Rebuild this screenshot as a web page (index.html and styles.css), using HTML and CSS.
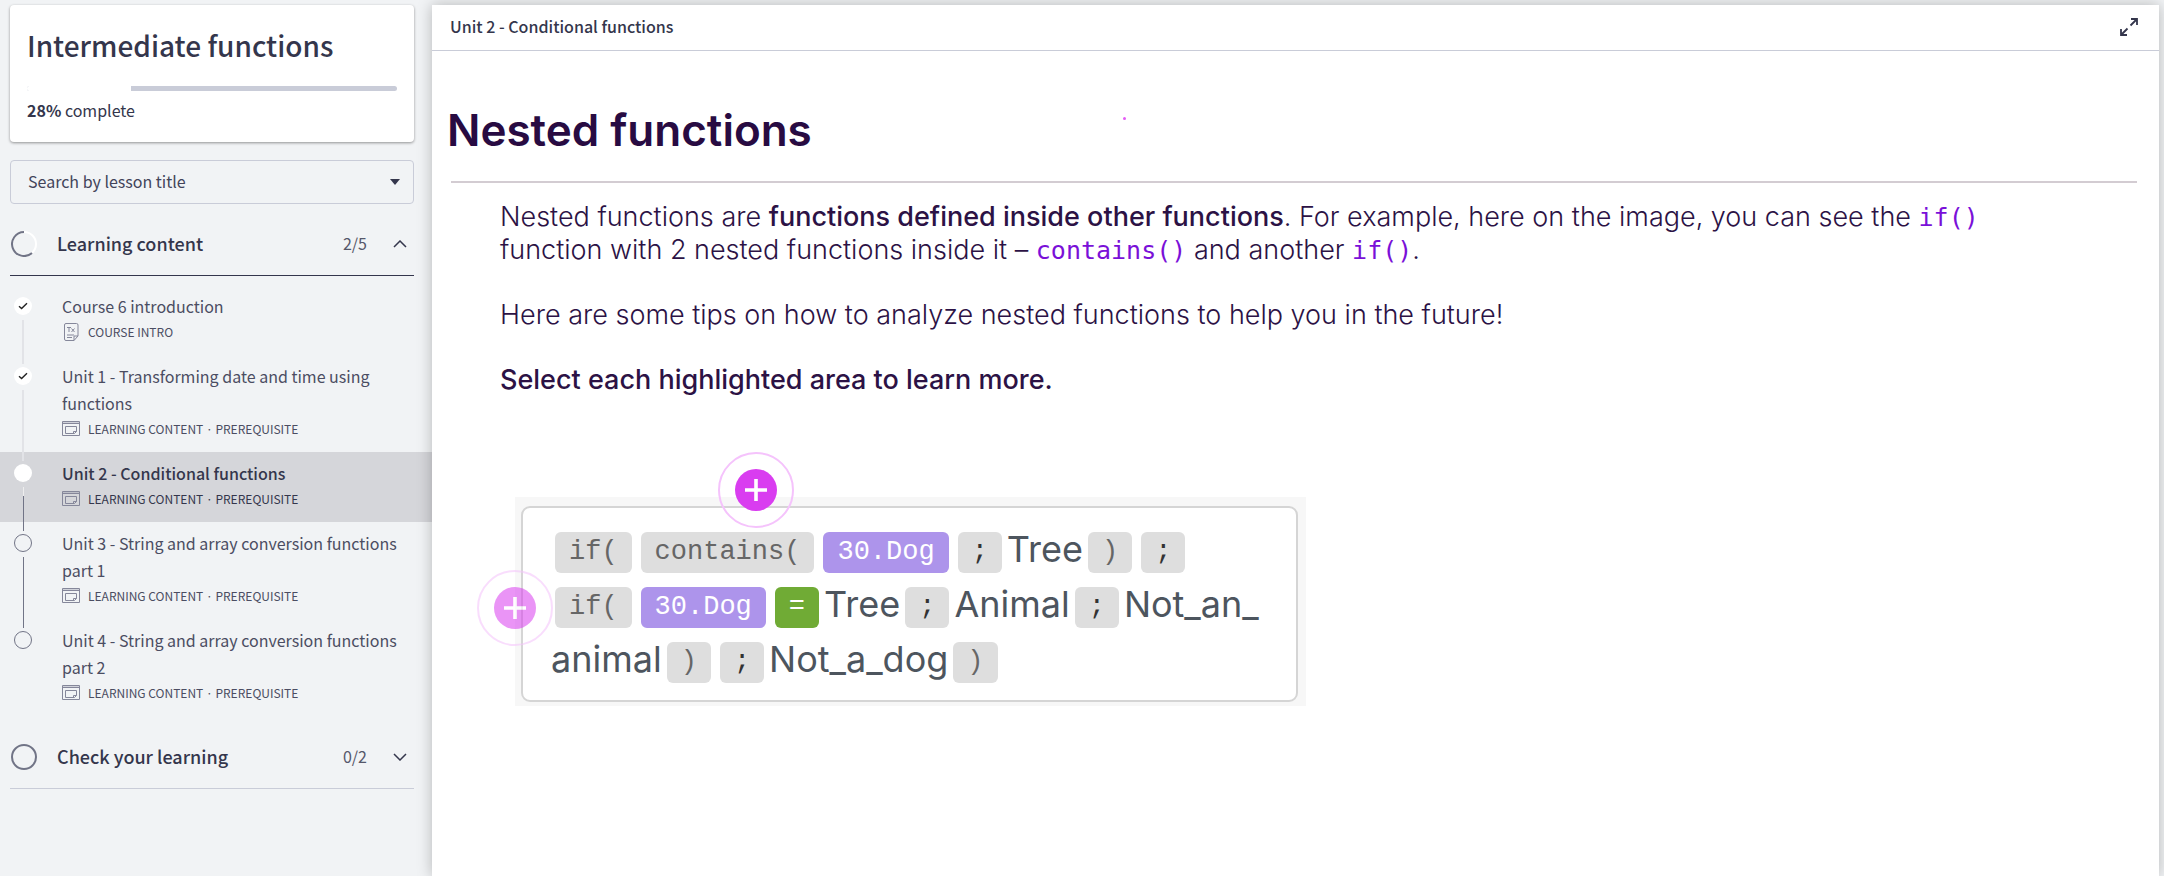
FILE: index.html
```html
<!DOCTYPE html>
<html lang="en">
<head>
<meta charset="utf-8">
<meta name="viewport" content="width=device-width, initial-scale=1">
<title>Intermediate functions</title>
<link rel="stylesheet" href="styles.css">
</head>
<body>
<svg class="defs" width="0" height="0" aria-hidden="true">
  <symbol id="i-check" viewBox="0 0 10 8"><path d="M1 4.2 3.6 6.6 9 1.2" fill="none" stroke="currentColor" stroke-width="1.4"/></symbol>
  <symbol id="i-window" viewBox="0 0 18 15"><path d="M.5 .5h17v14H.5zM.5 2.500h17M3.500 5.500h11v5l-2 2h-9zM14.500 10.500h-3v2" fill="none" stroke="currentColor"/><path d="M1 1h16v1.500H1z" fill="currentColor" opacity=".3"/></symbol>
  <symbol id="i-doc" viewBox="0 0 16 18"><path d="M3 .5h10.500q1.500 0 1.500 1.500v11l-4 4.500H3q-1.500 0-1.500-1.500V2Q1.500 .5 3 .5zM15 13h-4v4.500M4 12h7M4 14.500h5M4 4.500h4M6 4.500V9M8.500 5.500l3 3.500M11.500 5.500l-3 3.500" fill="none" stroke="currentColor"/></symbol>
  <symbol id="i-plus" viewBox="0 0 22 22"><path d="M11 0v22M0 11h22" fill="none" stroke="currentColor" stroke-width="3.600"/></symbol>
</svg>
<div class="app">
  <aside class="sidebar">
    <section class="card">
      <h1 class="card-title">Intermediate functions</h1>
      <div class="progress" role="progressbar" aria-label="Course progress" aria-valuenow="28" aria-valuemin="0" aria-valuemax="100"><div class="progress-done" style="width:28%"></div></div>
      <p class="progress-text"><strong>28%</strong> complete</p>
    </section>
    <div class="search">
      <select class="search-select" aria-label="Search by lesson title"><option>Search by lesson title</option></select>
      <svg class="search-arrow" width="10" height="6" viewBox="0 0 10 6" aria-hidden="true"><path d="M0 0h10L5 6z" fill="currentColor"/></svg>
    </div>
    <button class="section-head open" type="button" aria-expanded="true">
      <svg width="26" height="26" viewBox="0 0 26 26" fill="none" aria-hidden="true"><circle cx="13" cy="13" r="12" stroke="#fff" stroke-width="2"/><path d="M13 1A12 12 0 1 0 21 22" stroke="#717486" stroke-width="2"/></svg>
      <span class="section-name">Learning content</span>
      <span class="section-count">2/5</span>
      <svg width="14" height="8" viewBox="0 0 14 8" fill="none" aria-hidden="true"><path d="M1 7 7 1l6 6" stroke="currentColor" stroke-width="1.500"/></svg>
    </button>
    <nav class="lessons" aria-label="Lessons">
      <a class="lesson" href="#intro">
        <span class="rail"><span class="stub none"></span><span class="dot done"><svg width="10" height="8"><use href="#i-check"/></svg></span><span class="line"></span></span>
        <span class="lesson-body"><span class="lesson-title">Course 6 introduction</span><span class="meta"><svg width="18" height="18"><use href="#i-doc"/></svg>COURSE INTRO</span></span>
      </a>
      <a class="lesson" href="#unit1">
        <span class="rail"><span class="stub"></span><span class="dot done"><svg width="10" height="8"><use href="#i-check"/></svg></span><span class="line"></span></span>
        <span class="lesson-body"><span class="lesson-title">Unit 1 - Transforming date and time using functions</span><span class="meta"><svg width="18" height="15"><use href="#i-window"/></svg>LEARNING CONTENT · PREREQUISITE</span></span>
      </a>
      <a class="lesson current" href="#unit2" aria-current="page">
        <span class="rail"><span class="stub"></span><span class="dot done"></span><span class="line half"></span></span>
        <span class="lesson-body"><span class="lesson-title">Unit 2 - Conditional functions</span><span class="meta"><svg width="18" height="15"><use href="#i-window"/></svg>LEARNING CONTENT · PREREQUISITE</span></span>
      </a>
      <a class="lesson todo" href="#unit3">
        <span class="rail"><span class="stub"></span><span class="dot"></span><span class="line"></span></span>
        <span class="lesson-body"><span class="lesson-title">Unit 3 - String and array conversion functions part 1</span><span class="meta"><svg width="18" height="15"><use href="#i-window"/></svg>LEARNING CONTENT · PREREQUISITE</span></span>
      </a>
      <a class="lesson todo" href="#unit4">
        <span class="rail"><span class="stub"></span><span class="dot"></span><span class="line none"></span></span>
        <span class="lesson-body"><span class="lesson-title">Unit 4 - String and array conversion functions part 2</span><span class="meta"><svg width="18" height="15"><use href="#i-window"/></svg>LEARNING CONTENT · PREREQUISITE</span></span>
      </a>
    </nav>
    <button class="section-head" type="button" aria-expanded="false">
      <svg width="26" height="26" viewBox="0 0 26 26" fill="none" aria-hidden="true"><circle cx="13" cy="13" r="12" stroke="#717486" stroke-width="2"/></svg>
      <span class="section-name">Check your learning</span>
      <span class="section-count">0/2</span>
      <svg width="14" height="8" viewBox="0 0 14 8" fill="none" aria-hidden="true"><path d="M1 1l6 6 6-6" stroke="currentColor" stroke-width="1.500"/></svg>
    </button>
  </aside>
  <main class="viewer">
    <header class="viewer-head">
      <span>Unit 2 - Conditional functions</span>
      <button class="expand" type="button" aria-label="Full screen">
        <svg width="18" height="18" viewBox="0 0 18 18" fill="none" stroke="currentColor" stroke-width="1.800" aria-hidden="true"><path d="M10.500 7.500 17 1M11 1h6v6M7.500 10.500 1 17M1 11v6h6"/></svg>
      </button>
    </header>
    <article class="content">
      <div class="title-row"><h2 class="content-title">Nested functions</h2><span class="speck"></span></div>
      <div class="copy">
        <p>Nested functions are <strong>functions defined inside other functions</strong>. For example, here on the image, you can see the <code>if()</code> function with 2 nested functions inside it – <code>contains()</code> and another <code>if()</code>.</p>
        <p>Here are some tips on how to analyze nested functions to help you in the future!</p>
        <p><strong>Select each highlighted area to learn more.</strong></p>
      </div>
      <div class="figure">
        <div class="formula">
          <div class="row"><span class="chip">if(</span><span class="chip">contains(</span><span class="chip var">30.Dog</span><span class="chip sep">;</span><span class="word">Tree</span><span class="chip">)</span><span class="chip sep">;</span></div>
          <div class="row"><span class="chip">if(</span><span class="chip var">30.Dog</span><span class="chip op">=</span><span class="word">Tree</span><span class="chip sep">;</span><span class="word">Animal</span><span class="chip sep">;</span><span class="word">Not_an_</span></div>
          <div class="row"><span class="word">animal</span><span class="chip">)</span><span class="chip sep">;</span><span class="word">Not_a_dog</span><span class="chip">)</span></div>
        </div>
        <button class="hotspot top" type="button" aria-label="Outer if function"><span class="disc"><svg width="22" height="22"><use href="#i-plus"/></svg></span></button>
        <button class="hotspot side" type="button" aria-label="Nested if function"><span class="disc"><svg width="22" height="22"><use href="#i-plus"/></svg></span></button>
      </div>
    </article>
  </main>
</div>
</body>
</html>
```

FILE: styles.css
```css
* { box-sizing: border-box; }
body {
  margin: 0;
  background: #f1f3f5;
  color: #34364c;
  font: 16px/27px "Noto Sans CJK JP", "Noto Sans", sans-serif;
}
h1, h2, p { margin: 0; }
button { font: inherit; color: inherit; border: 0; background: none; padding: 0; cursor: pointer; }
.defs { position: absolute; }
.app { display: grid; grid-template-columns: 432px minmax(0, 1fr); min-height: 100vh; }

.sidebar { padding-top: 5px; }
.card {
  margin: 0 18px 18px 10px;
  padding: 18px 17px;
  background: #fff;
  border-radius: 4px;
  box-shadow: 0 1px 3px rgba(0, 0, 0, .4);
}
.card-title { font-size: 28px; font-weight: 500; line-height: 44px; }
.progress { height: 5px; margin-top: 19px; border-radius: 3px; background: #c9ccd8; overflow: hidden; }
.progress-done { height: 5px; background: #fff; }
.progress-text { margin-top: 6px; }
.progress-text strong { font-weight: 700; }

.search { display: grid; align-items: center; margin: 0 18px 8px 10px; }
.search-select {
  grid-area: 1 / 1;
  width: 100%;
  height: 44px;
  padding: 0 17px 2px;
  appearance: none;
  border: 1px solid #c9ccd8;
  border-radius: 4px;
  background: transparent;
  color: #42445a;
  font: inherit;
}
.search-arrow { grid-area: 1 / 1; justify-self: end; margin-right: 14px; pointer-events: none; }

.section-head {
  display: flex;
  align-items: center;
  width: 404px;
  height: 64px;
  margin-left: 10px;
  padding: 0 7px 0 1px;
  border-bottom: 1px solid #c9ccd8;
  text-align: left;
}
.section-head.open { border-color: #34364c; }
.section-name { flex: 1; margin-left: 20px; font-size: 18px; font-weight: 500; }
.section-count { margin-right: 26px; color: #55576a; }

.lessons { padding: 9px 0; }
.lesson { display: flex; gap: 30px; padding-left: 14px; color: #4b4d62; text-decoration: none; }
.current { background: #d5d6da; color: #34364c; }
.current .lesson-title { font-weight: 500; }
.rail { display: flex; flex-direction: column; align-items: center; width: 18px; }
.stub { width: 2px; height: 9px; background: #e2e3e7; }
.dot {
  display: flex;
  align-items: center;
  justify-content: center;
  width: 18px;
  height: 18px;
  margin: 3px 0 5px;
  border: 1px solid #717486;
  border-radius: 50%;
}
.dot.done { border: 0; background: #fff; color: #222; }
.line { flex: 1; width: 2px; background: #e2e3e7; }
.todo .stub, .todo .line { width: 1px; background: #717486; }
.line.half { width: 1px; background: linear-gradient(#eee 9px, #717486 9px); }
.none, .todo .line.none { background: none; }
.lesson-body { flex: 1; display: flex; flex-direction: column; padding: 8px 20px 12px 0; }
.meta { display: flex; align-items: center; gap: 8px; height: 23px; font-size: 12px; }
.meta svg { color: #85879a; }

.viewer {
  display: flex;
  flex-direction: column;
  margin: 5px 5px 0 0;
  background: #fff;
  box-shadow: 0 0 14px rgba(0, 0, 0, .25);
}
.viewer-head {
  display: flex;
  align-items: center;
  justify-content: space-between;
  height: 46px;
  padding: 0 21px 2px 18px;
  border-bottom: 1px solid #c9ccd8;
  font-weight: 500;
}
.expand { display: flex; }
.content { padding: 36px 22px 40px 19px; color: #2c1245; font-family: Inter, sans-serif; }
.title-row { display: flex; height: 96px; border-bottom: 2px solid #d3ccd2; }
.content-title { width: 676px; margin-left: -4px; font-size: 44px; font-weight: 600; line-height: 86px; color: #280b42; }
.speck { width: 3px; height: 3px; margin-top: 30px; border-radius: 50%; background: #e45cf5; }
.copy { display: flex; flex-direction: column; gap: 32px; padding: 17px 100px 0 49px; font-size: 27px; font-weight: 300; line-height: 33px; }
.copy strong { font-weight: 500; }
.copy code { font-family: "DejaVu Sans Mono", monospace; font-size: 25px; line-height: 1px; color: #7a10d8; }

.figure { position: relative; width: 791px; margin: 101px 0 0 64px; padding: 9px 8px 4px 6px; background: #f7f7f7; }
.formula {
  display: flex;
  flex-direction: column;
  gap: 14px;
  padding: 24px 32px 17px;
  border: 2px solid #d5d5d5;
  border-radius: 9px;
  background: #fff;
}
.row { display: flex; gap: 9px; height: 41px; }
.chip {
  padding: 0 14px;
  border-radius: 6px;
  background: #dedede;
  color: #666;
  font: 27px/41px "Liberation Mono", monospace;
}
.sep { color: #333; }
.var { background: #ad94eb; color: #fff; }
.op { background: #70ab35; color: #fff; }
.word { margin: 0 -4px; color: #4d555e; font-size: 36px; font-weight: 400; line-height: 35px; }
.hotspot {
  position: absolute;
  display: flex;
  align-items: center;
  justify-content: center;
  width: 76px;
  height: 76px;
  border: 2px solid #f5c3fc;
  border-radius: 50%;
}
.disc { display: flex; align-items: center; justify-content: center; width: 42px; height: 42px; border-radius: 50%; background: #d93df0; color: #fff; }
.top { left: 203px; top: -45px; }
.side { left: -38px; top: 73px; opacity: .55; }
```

**WHAT YOU HAVE TO DO:**
Within the material above, find the lines that contain the word "styles"; copy them.

**SOLUTION TO THE PROBLEM:**
Rebuild this screenshot as a web page (index.html and styles.css), using HTML and CSS.
<link rel="stylesheet" href="styles.css">
FILE: styles.css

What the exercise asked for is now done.